— Start of Supplied material —

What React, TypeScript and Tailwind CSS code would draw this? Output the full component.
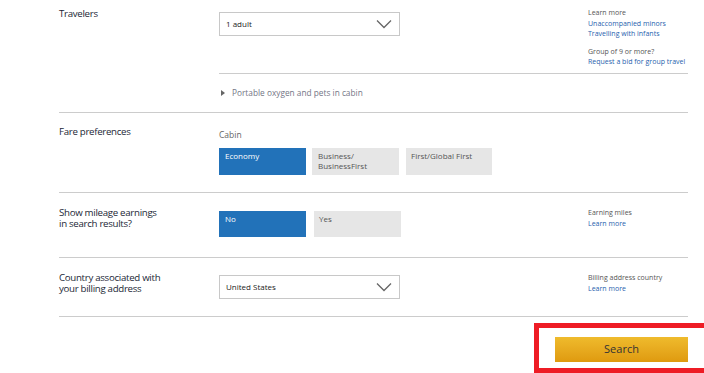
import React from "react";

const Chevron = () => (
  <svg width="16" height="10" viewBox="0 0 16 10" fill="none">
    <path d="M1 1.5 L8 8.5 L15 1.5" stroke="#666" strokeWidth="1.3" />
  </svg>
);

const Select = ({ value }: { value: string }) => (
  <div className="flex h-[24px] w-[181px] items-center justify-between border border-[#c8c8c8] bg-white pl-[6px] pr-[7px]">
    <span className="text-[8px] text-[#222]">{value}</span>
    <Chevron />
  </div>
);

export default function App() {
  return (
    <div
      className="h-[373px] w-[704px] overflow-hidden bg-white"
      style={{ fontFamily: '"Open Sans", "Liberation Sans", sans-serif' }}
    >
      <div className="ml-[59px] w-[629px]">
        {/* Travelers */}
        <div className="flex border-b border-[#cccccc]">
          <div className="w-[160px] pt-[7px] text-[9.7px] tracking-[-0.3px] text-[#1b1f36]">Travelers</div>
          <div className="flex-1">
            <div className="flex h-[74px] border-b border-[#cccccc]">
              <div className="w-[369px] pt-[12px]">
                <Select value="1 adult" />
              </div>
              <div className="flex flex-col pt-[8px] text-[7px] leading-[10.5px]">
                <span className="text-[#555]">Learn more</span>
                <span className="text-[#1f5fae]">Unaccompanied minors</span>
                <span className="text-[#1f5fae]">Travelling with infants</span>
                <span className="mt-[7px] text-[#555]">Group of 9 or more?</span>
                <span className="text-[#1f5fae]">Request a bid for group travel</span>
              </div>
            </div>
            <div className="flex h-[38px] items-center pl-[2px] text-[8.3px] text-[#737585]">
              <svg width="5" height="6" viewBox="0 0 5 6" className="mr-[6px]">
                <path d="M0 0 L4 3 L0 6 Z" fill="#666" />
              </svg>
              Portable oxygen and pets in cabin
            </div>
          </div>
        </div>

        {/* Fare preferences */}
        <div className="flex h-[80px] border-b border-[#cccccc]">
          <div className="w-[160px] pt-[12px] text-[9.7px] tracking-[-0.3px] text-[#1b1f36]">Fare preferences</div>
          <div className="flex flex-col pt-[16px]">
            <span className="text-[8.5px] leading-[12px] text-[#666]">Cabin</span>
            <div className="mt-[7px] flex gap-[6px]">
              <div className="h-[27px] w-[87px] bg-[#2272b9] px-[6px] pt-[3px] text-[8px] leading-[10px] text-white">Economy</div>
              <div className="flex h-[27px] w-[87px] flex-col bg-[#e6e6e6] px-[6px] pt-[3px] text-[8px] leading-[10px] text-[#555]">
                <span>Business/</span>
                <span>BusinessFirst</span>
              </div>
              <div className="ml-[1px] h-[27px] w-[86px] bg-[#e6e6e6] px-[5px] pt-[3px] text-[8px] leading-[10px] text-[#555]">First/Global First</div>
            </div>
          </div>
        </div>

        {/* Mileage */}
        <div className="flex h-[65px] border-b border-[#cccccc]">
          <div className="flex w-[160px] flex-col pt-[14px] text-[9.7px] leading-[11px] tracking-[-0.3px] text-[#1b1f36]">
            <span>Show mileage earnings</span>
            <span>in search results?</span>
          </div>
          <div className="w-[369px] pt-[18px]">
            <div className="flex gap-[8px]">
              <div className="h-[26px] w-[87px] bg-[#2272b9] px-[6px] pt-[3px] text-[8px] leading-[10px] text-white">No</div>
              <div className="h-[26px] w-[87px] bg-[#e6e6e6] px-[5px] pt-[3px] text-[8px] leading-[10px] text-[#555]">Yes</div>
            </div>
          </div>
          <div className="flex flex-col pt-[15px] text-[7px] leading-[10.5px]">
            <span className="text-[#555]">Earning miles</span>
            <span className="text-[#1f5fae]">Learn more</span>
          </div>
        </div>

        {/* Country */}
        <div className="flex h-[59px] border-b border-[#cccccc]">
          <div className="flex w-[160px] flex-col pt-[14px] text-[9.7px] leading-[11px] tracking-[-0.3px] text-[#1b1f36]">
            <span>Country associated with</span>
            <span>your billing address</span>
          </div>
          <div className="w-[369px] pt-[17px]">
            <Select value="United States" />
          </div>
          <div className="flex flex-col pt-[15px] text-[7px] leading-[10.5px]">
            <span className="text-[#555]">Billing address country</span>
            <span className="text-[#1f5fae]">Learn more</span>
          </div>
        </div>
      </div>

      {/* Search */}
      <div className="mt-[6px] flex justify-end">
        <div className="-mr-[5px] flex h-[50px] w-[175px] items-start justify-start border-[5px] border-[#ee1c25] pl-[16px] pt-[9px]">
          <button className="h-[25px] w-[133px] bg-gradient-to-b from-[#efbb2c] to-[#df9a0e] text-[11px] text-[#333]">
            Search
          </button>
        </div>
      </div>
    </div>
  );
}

— End of Supplied material —

● **Problem to work on**
Repeat the data in full and exactly. Omit pictures.

● **Solution to this exercise**
What React, TypeScript and Tailwind CSS code would draw this? Output the full component.
import React from "react";

const Chevron = () => (
  <svg width="16" height="10" viewBox="0 0 16 10" fill="none">
    <path d="M1 1.5 L8 8.5 L15 1.5" stroke="#666" strokeWidth="1.3" />
  </svg>
);

const Select = ({ value }: { value: string }) => (
  <div className="flex h-[24px] w-[181px] items-center justify-between border border-[#c8c8c8] bg-white pl-[6px] pr-[7px]">
    <span className="text-[8px] text-[#222]">{value}</span>
    <Chevron />
  </div>
);

export default function App() {
  return (
    <div
      className="h-[373px] w-[704px] overflow-hidden bg-white"
      style={{ fontFamily: '"Open Sans", "Liberation Sans", sans-serif' }}
    >
      <div className="ml-[59px] w-[629px]">
        {/* Travelers */}
        <div className="flex border-b border-[#cccccc]">
          <div className="w-[160px] pt-[7px] text-[9.7px] tracking-[-0.3px] text-[#1b1f36]">Travelers</div>
          <div className="flex-1">
            <div className="flex h-[74px] border-b border-[#cccccc]">
              <div className="w-[369px] pt-[12px]">
                <Select value="1 adult" />
              </div>
              <div className="flex flex-col pt-[8px] text-[7px] leading-[10.5px]">
                <span className="text-[#555]">Learn more</span>
                <span className="text-[#1f5fae]">Unaccompanied minors</span>
                <span className="text-[#1f5fae]">Travelling with infants</span>
                <span className="mt-[7px] text-[#555]">Group of 9 or more?</span>
                <span className="text-[#1f5fae]">Request a bid for group travel</span>
              </div>
            </div>
            <div className="flex h-[38px] items-center pl-[2px] text-[8.3px] text-[#737585]">
              <svg width="5" height="6" viewBox="0 0 5 6" className="mr-[6px]">
                <path d="M0 0 L4 3 L0 6 Z" fill="#666" />
              </svg>
              Portable oxygen and pets in cabin
            </div>
          </div>
        </div>

        {/* Fare preferences */}
        <div className="flex h-[80px] border-b border-[#cccccc]">
          <div className="w-[160px] pt-[12px] text-[9.7px] tracking-[-0.3px] text-[#1b1f36]">Fare preferences</div>
          <div className="flex flex-col pt-[16px]">
            <span className="text-[8.5px] leading-[12px] text-[#666]">Cabin</span>
            <div className="mt-[7px] flex gap-[6px]">
              <div className="h-[27px] w-[87px] bg-[#2272b9] px-[6px] pt-[3px] text-[8px] leading-[10px] text-white">Economy</div>
              <div className="flex h-[27px] w-[87px] flex-col bg-[#e6e6e6] px-[6px] pt-[3px] text-[8px] leading-[10px] text-[#555]">
                <span>Business/</span>
                <span>BusinessFirst</span>
              </div>
              <div className="ml-[1px] h-[27px] w-[86px] bg-[#e6e6e6] px-[5px] pt-[3px] text-[8px] leading-[10px] text-[#555]">First/Global First</div>
            </div>
          </div>
        </div>

        {/* Mileage */}
        <div className="flex h-[65px] border-b border-[#cccccc]">
          <div className="flex w-[160px] flex-col pt-[14px] text-[9.7px] leading-[11px] tracking-[-0.3px] text-[#1b1f36]">
            <span>Show mileage earnings</span>
            <span>in search results?</span>
          </div>
          <div className="w-[369px] pt-[18px]">
            <div className="flex gap-[8px]">
              <div className="h-[26px] w-[87px] bg-[#2272b9] px-[6px] pt-[3px] text-[8px] leading-[10px] text-white">No</div>
              <div className="h-[26px] w-[87px] bg-[#e6e6e6] px-[5px] pt-[3px] text-[8px] leading-[10px] text-[#555]">Yes</div>
            </div>
          </div>
          <div className="flex flex-col pt-[15px] text-[7px] leading-[10.5px]">
            <span className="text-[#555]">Earning miles</span>
            <span className="text-[#1f5fae]">Learn more</span>
          </div>
        </div>

        {/* Country */}
        <div className="flex h-[59px] border-b border-[#cccccc]">
          <div className="flex w-[160px] flex-col pt-[14px] text-[9.7px] leading-[11px] tracking-[-0.3px] text-[#1b1f36]">
            <span>Country associated with</span>
            <span>your billing address</span>
          </div>
          <div className="w-[369px] pt-[17px]">
            <Select value="United States" />
          </div>
          <div className="flex flex-col pt-[15px] text-[7px] leading-[10.5px]">
            <span className="text-[#555]">Billing address country</span>
            <span className="text-[#1f5fae]">Learn more</span>
          </div>
        </div>
      </div>

      {/* Search */}
      <div className="mt-[6px] flex justify-end">
        <div className="-mr-[5px] flex h-[50px] w-[175px] items-start justify-start border-[5px] border-[#ee1c25] pl-[16px] pt-[9px]">
          <button className="h-[25px] w-[133px] bg-gradient-to-b from-[#efbb2c] to-[#df9a0e] text-[11px] text-[#333]">
            Search
          </button>
        </div>
      </div>
    </div>
  );
}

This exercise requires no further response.